Die bayerische Landtagswahl im Herbst 2018 erwies sich offenbar als heilsamer Schock - mit für CSU-Verhältnisse blamablen 37 Prozent und aus dem Stand rund 10 Prozent für die AfD. Die pragmatischen Bayern legten die rechte Rhetorik ad acta, gingen in sich und auf die große Schwester zu, die die ausgestreckte Hand nur zu gerne annahm. "Unter Schwestern - ich bin ja selbst mit fünf Geschwistern groß geworden - gilt der alte Spruch: Man streitet sich untereinander, aber wenn die Nachbarskinder kommen, dann hält man zusammen. Und so wird das auch in der Zusammenarbeit für diese Bundesregierung sein", sinnierte die damals frisch zur CDU-Chefin gewählte Annegret Kramp-Karrenbauer Anfang 2019 in Seeon.
Neue Verhältnisse in Großer Koalition
Ein Jahr später reibt sich allerdings manch ein Beobachter verwundert die Augen mit Blick auf die Verhältnisse in der Großen Koalition, denn CSU-Landesgruppenchef Dobrindt hat nicht Unrecht, wenn er sagt, "dass die CSU der Stabilitätsanker ist, das haben viele auch festgestellt inzwischen. Wir haben die Diskussionen in der SPD, wir kennen die Situation der CDU."

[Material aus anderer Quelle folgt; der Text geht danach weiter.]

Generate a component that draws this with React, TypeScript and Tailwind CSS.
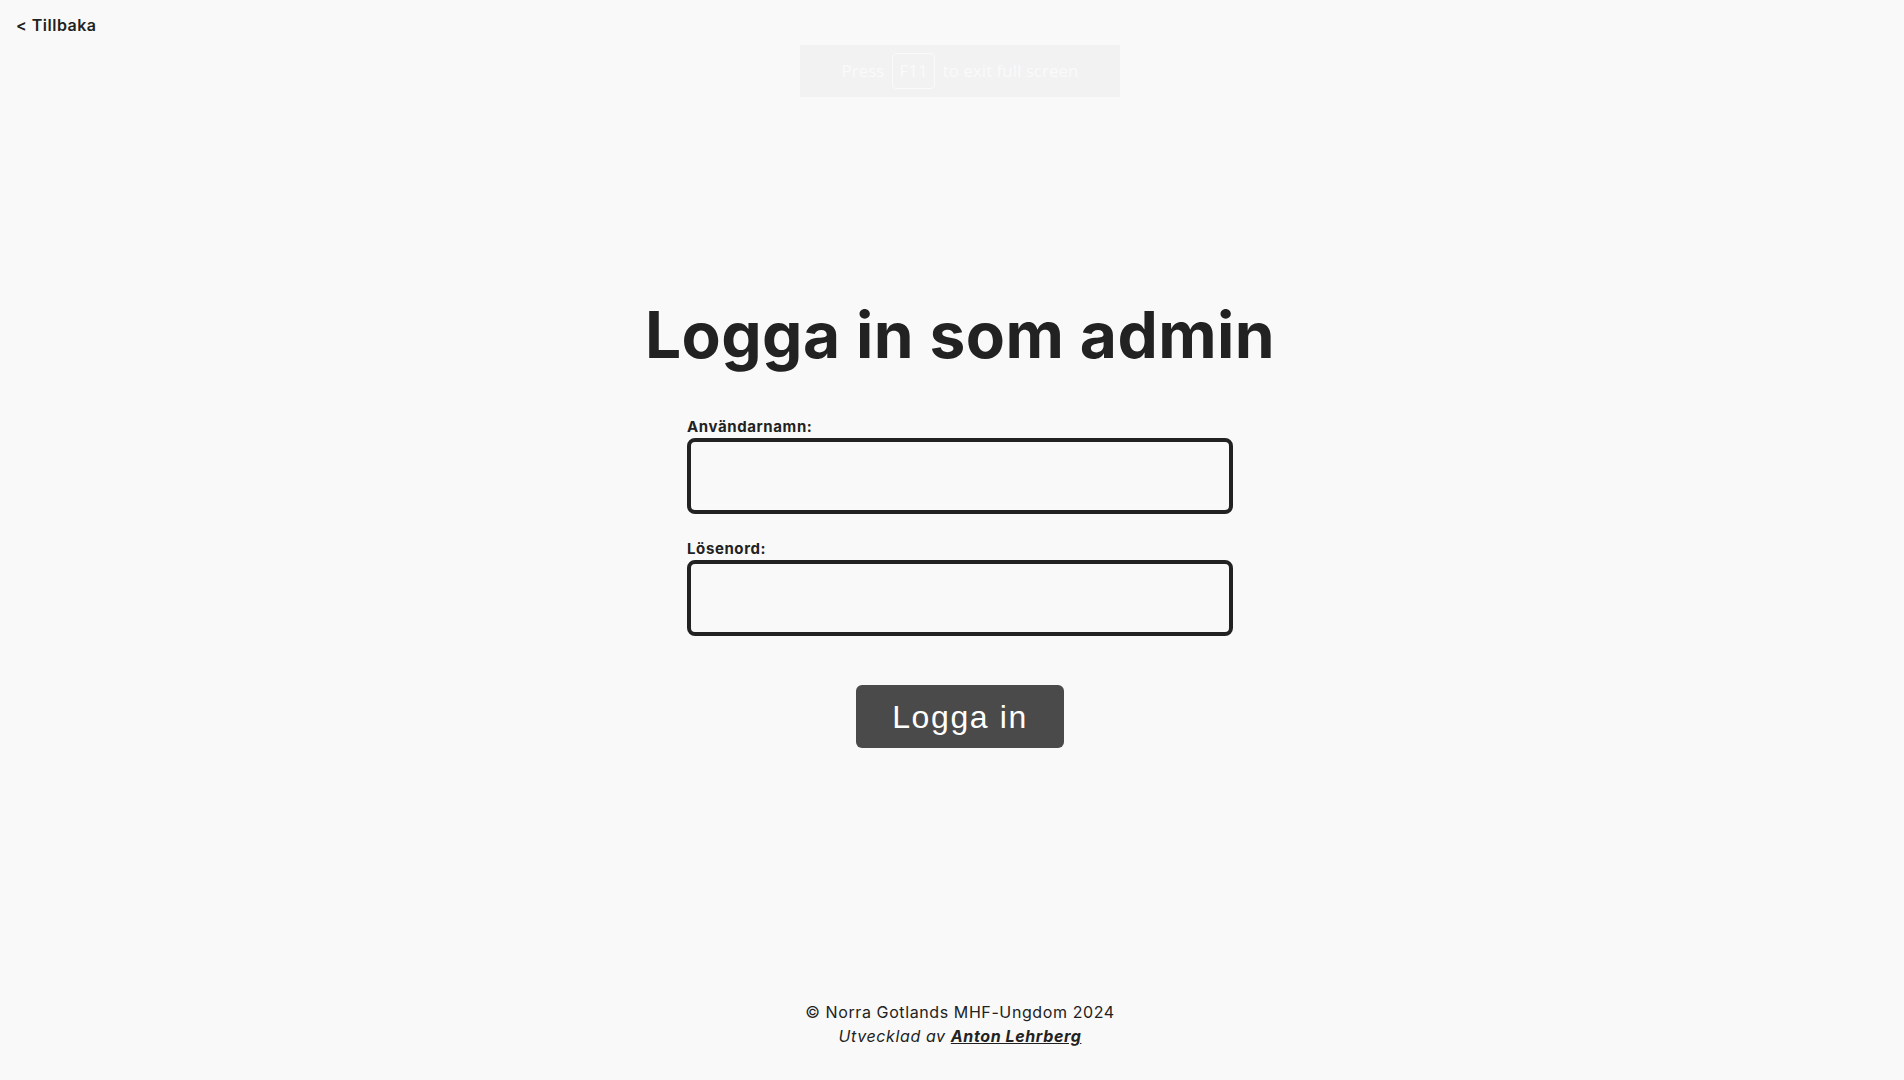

Die hadert inzwischen sehr mit sich und ihrer Chefin. Söder hat dagegen seinen Laden, trotz einigen Grummelns, weitgehend im Griff. Er entdeckt sein Herz für Bienen, umarmt Bäume und die Zusammenarbeit mit den CSU-Bundestagsabgeordneten verläuft geradezu geräuschlos. Auch in der Mäßigung liegt also eine gewisse Kraft.